Joseph Bonney | Jan 25, 2010 12:13PM EST
Officials of Hanjin Shipping and the International Longshoremen’s Association tentatively agreed on a contract establishing personnel scales for a highly automated container terminal the carrier plans to open in Jacksonville, Fla., in 2013.
Charles Spencer, Jacksonville-based executive vice president of the ILA’s South Atlantic and Gulf District, said the agreement was reached earlier this month during union meetings in Hollywood, Fla.
He said the deal will be reviewed by attorneys for both sides and by a labor-management technology committee established by the ILA’s new coastwide master contract before being presented for ratification by Jacksonville ILA members. Spencer said he is optimistic the agreement will be approved. “We’re highly recommending it,” he said.
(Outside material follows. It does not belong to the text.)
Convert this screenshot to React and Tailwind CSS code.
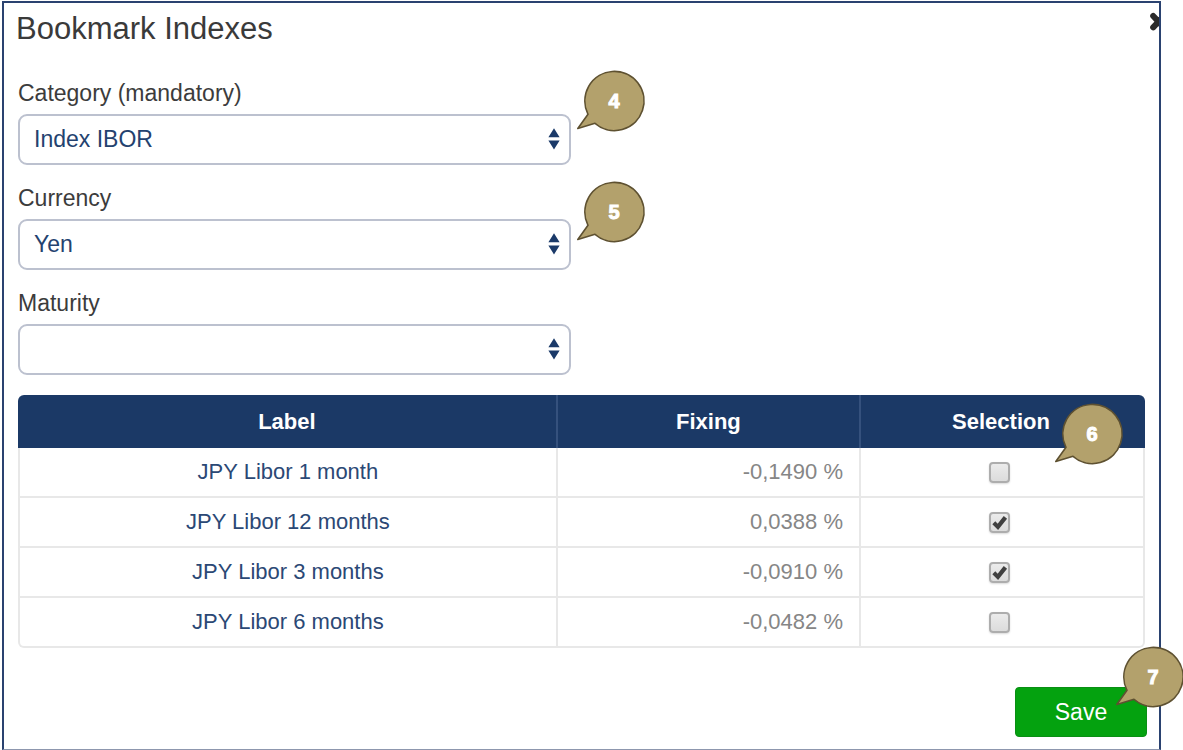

Progress on the Hanjin terminal has been closely watched as a test of how the ILA and waterfront management will work out labor arrangements allowing introduction of labor-saving automation at terminals. The level of automation at the planned Jacksonville terminal is said to be at least as high as at the one APM Terminals opened in 2007 in Portsmouth, Va.
Spencer would not discuss details of the tentative agreement in Jacksonville but said it provides for technicians who repair and maintain the new terminal’s cranes to be represented by the ILA. “These are new jobs that we haven’t had,” Spencer said. At other Jacksonville terminals, crane maintenance and repair is handled by non-ILA labor.
The Jacksonville Port Authority said last fall it would hold off on selecting a firm to design the terminal, which the port authority will lease to Hanjin, until labor arrangements can be worked out. Port officials said the delay isn’t expected to delay the terminal’s opening.